Re: preventing that a module is being loaded
On Mon, 2008-10-27 at 18:04 -0400, Brian Thompson wrote:
>
> Geert Stappers wrote:
> > Op 20081026 om 19:19 schreef Brian Thompson:
> >
> >> Has anyone had any success with disabling/blacklisting a
> >> kernel module? The Debian docs show the following but
> >> it's not working for me on 2.6.18-6-sparc64... The module
> >> still loads.
> >>
> >
> > It was a long time ago that I succesfull blacklisted a kernel module.
> >
> >
> >>> Sometimes two different modules claim support for the same device,
> >>> usually because two slightly different versions of the device exist,
> >>> requiring different kernel modules to operate. In such situation udev
> >>> loads both kernel modules, with unpredictable results. To avoid this
> >>> problem, you can prevent any module (let's say, tulip) from loading by
> >>> creating an arbitrarily named file, containing a line
> >>>
> >>> blacklist tulip
> >>>
> >>>
> >
> > That doc doesn't tell the full path of the "black list file"
> >
> > Being curious about the full path, I searched on system here available
> > and found /etc/modprobe.d/blacklist
> >
> > It didn't contain module names I had add myself, so now
> > I'm curious if /etc/modprobe.d/blacklist works for the original poster.
> >
> >
> > Cheers
> > Geert Stappers
> >
> >
>
> The docs refer to an "arbitrarily named file", so I'm assuming any files
> located in /etc/modprobe.d get parsed.

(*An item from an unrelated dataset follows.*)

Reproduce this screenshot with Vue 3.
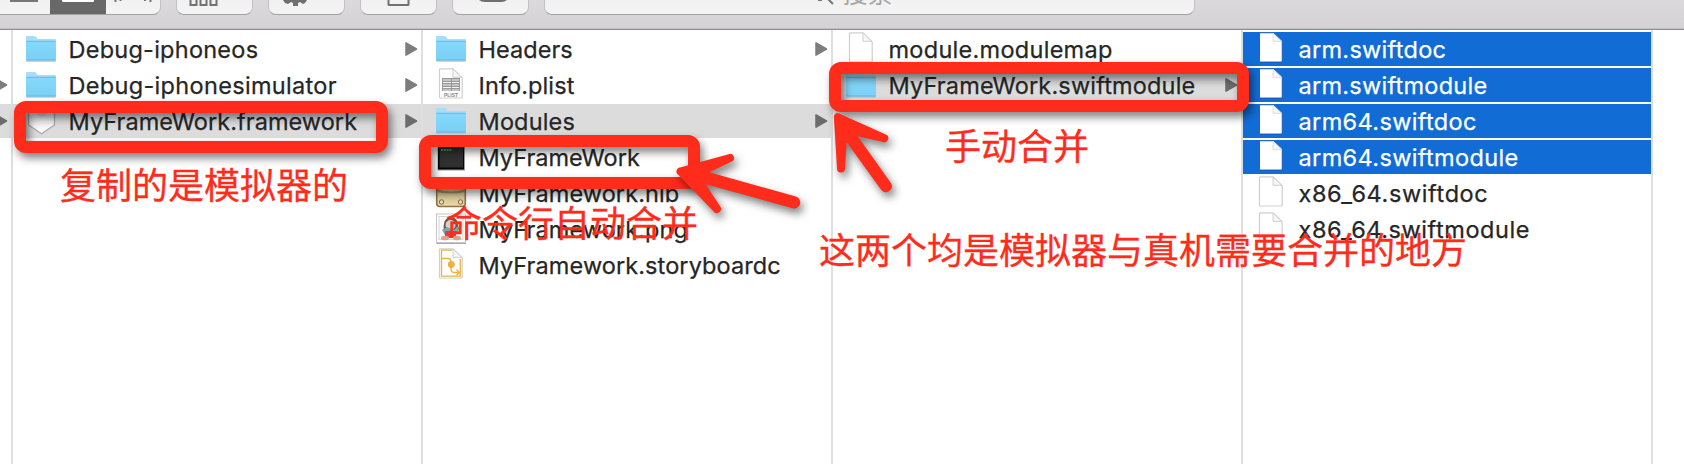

I tried both creating a new file
> containing the blacklist command and adding the blacklist command to
> /etc/modprobe.d/blacklist, and in both cases the module still loads.
>
> As Mark suggested in another posting, I think I'm going to try rebuilding
> the initrd to avoid the module in question.
>
> -Brian
>
Have you tried moving the module from the directory to somewhere else instead of blacklisting per se?
I know that'd be easier than going through the entire blacklisting process.